Warum Unternehmen jetzt eine Open-Source-Strategie brauchen

Nahezu jedes Unternehmen nutzt Open Source Software (OSS), häufig fragmentiert und ohne zentrale Steuerung. Diese unkoordinierte Nutzung verursacht Sicherheits- und Compliance-Risiken, ungesteuerte Abhängigkeiten und verpasste Innovationen und Marktpositionierung.

Eine gezielte Open-Source-Strategie schafft Transparenz und Steuerbarkeit auf Managementebene. Sie definiert klare Ziele, Verantwortlichkeiten und Ressourcen, legt Prozesse für Lizenz- und Sicherheitsprüfungen, Contribution und Vendor-Management fest und steuert den Einsatz in Entwicklung, Produkten und Betrieb. Messbare KPIs erlauben eine kontinuierliche Bewertung des Erfolgs und sichern die langfristige Wertschöpfung.

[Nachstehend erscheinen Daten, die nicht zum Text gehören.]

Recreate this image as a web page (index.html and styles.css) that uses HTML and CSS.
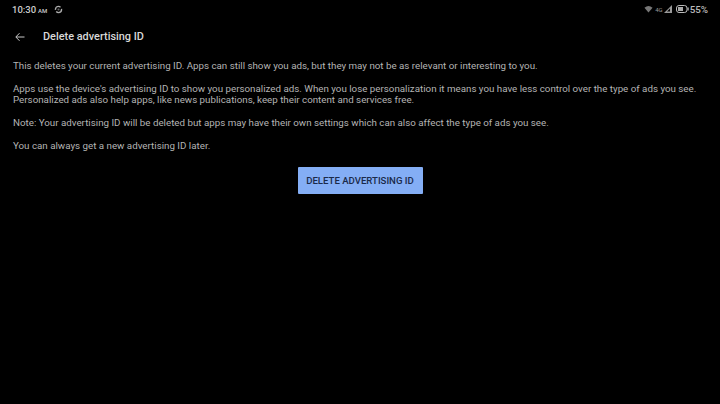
FILE: index.html
```html
<!DOCTYPE html>
<html lang="en">
<head>
<meta charset="utf-8">
<title>Delete advertising ID</title>
<link rel="stylesheet" href="styles.css">
</head>
<body>
<div class="status">
  <div class="status-left">
    <span class="time">10:30<span class="ampm">AM</span></span>
    <svg class="sync" width="9" height="9" viewBox="0 0 10 10"><circle cx="5" cy="5" r="3.4" fill="none" stroke="#aaa" stroke-width="1.5" stroke-dasharray="8 2"/><circle cx="5" cy="5" r="1.2" fill="#666"/></svg>
  </div>
  <div class="status-right">
    <svg width="9" height="8" viewBox="0 0 10 8"><path d="M0.5 2.5 Q5 -1 9.5 2.5 L5 8 Z" fill="#777"/></svg>
    <span class="net">4G</span>
    <svg class="signal" width="8" height="8" viewBox="0 0 8 8"><path d="M8 0 V8 H0 Z" fill="#999"/><path d="M6 3.5 V6.5 H3 Z" fill="#000"/></svg>
    <svg class="batt" width="13" height="8" viewBox="0 0 13 8"><rect x="0.5" y="0.5" width="10.5" height="7" rx="2.5" fill="none" stroke="#bbb"/><rect x="2" y="2" width="5" height="4" fill="#aaa"/><rect x="11.5" y="2.5" width="1.2" height="3" fill="#bbb"/></svg>
    <span class="pct">55%</span>
  </div>
</div>
<header class="appbar">
  <svg class="back" width="10" height="10" viewBox="0 0 10 10"><path d="M9.5 5 H1 M4.5 1.2 L0.8 5 L4.5 8.8" fill="none" stroke="#c8c8c8" stroke-width="1"/></svg>
  <h1 class="title">Delete advertising ID</h1>
</header>
<main class="content">
  <p class="para">This deletes your current advertising ID. Apps can still show you ads, but they may not be as relevant or interesting to you.</p>
  <p class="para">Apps use the device's advertising ID to show you personalized ads. When you lose personalization it means you have less control over the type of ads you see.<br>Personalized ads also help apps, like news publications, keep their content and services free.</p>
  <p class="para">Note: Your advertising ID will be deleted but apps may have their own settings which can also affect the type of ads you see.</p>
  <p class="para">You can always get a new advertising ID later.</p>
  <div class="actions"><button class="delete">DELETE ADVERTISING ID</button></div>
</main>
</body>
</html>
```

FILE: styles.css
```css
* { box-sizing: border-box; }
html, body { margin: 0; height: 100%; }
body {
  background: #000;
  color: #b4b4b4;
  font-family: Roboto, "Liberation Sans", sans-serif;
  overflow: hidden;
}
.status {
  display: flex;
  justify-content: space-between;
  align-items: center;
  height: 18px;
  padding: 0 12px 0 12px;
}
.status-left, .status-right { display: flex; align-items: center; }
.status-left { gap: 7px; }
.status-right { gap: 1px; }
.time { font-size: 9.5px; font-weight: 500; color: #ccc; }
.ampm { font-size: 6px; margin-left: 2px; }
.net { font-size: 6px; color: #999; margin-left: 1px; }
.batt { margin-left: 3px; }
.pct { font-size: 9.8px; font-weight: 500; color: #bbb; }
.appbar {
  display: flex;
  align-items: center;
  height: 37px;
  padding-left: 15px;
}
.back { flex: none; }
.title {
  margin: 0 0 0 18px;
  font-size: 10.9px;
  font-weight: 500;
  color: #d8d8d8;
}
.content { padding: 5px 13px 0; }
.para {
  margin: 0 0 12px;
  font-size: 9.77px;
  line-height: 11px;
  white-space: nowrap;
}
.actions {
  display: flex;
  justify-content: center;
  margin-top: 16px;
}
.delete {
  width: 125px;
  height: 27px;
  padding: 0;
  border: 0;
  border-radius: 1px;
  background: #84aef5;
  color: #1a2a4a;
  font-family: inherit;
  font-size: 9.6px;
  font-weight: 500;
}
```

Unternehmen ohne solche Strukturen riskieren nicht nur operative Ineffizienzen, sondern auch rechtliche und regulatorische Konsequenzen – etwa durch Anforderungen aus dem Cyber Resilience Act (CRA) oder dem Digital Operational Resilience Act (DORA). Wer hingegen konsequent steuert, kann Kosten senken, Entwicklungszyklen verkürzen, Risiken minimieren und digitale Souveränität gewinnen.
Praxistipp: Starten Sie pragmatisch mit einem Audit der aktuellen Nutzung, schließen Sie bestehende Governance-Lücken und setzen Sie priorisiert Maßnahmen um, die kurzfristig Sicherheit gewährleisten und langfristig nachhaltige Wertschöpfung sichern.

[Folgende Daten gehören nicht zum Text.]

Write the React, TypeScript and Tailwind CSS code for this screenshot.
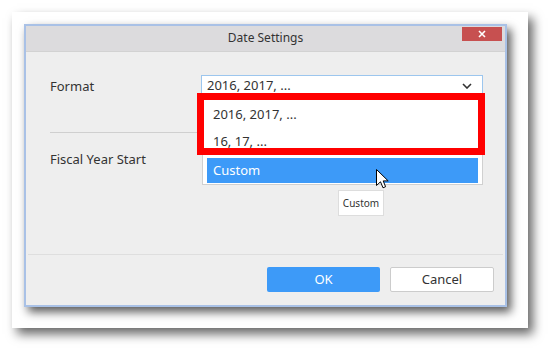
const font = "font-['Noto_Sans',sans-serif]";

function Cursor() {
  return (
    <svg width="13" height="20" viewBox="0 0 13 20" className="absolute left-[376px] top-[169px]">
      <path
        d="M0.5 0.5 L0.5 16.5 L4.5 12.8 L7 18.8 L9.6 17.7 L7.2 11.9 L12.2 11.9 Z"
        fill="#fff"
        stroke="#000"
        strokeWidth="1"
        strokeLinejoin="miter"
      />
    </svg>
  );
}

function Chevron() {
  return (
    <svg width="10" height="6" viewBox="0 0 10 6">
      <path d="M1 1 L5 5 L9 1" fill="none" stroke="#333" strokeWidth="1.6" />
    </svg>
  );
}

export default function App() {
  return (
    <div className={`relative w-[548px] h-[348px] bg-white overflow-hidden ${font}`}>
      <div className="pl-[12px] pt-[12px]">
        <div className="w-[516px] h-[316px] bg-white pl-[12px] pt-[12px] shadow-[5px_6px_10px_rgba(0,0,0,0.6)]">
          <div className="w-[483px] h-[283px] flex flex-col border-2 border-[#a9c1e6] bg-[#eeeeee] shadow-[4px_5px_9px_rgba(0,0,0,0.65)]">
            {/* title bar */}
            <div className="grid grid-cols-[1fr_auto_1fr] h-[26px] bg-[#dcdbdd] border-b border-[#d2d2d2]">
              <div />
              <div className="self-center text-[12px] text-[#333] leading-none pb-[2px]">Date Settings</div>
              <div className="flex justify-end items-start pt-[1px] pr-[3px]">
                <button className="w-[40px] h-[14px] bg-[#c75050] flex items-center justify-center">
                  <svg width="8" height="8" viewBox="0 0 8 8">
                    <path d="M1 1 L7 7 M7 1 L1 7" stroke="#fff" strokeWidth="1.6" />
                  </svg>
                </button>
              </div>
            </div>

            {/* body */}
            <div className="flex-1 pl-[24px] pr-[22px] pt-[23px] text-[13px] text-[#333]">
              <div className="flex items-center h-[22px]">
                <div className="w-[151px] pt-[2px]">Format</div>
                <div className="flex-1 h-[22px] bg-white border border-[#9cc6ee] flex items-center justify-between pl-[5px] pr-[10px]">
                  <span>2016, 2017, ...</span>
                  <Chevron />
                </div>
              </div>
              <div className="h-px bg-[#cfcfcf] mt-[35px]" />
              <div className="flex items-center h-[22px] mt-[16px]">
                <div className="w-[151px]">Fiscal Year Start</div>
              </div>
            </div>

            {/* footer */}
            <div className="mx-[2px] border-t border-[#dedede] h-[51px] flex items-start justify-end gap-[10px] pt-[12px] pr-[9px]">
              <button className="w-[113px] h-[25px] rounded-[2px] bg-[#3d9af8] text-white text-[13px]">OK</button>
              <button className="w-[104px] h-[25px] rounded-[2px] bg-white border border-[#cccccc] text-[#333] text-[13px]">
                Cancel
              </button>
            </div>
          </div>
        </div>
      </div>

      {/* open dropdown list */}
      <div className="absolute left-[202px] top-[96px] w-[281px] h-[89px] bg-white border border-[#d0d0d0] text-[13px] text-[#333]">
        <div className="h-[27px] flex items-center pl-[10px] mt-[4px]">2016, 2017, ...</div>
        <div className="h-[27px] flex items-center pl-[10px]">16, 17, ...</div>
        <div className="mx-[4px] mt-[3px] h-[25px] flex items-center pl-[6px] bg-[#3d9af8] text-white">Custom</div>
      </div>

      {/* highlight box */}
      <div className="absolute left-[197px] top-[93px] w-[288px] h-[62px] border-[7px] border-[#ff0000]" />

      {/* tooltip */}
      <div className="absolute left-[338px] top-[190px] w-[46px] h-[26px] bg-white border border-[#dddddd] flex items-center justify-center text-[10px] text-[#333]">
        Custom
      </div>

      <Cursor />
    </div>
  );
}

Was ist Open Source Software?

OSS unterscheidet sich von proprietärer Software dadurch, dass ihr Quellcode offen einsehbar ist. Die Software kann an die individuellen Bedürfnisse angepasst, weiterentwickelt, in den Technologie-Stack integriert und weitergegeben werden. Die Grundlage bildet das Open-Source-Lizenzmodell, das die Freiheiten der Nutzung, Veränderung und Weitergabe einräumt. Im Gegensatz dazu verfolgt proprietäre Software einen anderen Ansatz: Der Quellcode bleibt geschlossen und die Nutzung, Updates, der Support sowie die Weiterentwicklung werden durch den Anbieter i. d. R. mittels entgeltlicher Lizenzen und Verträge geregelt.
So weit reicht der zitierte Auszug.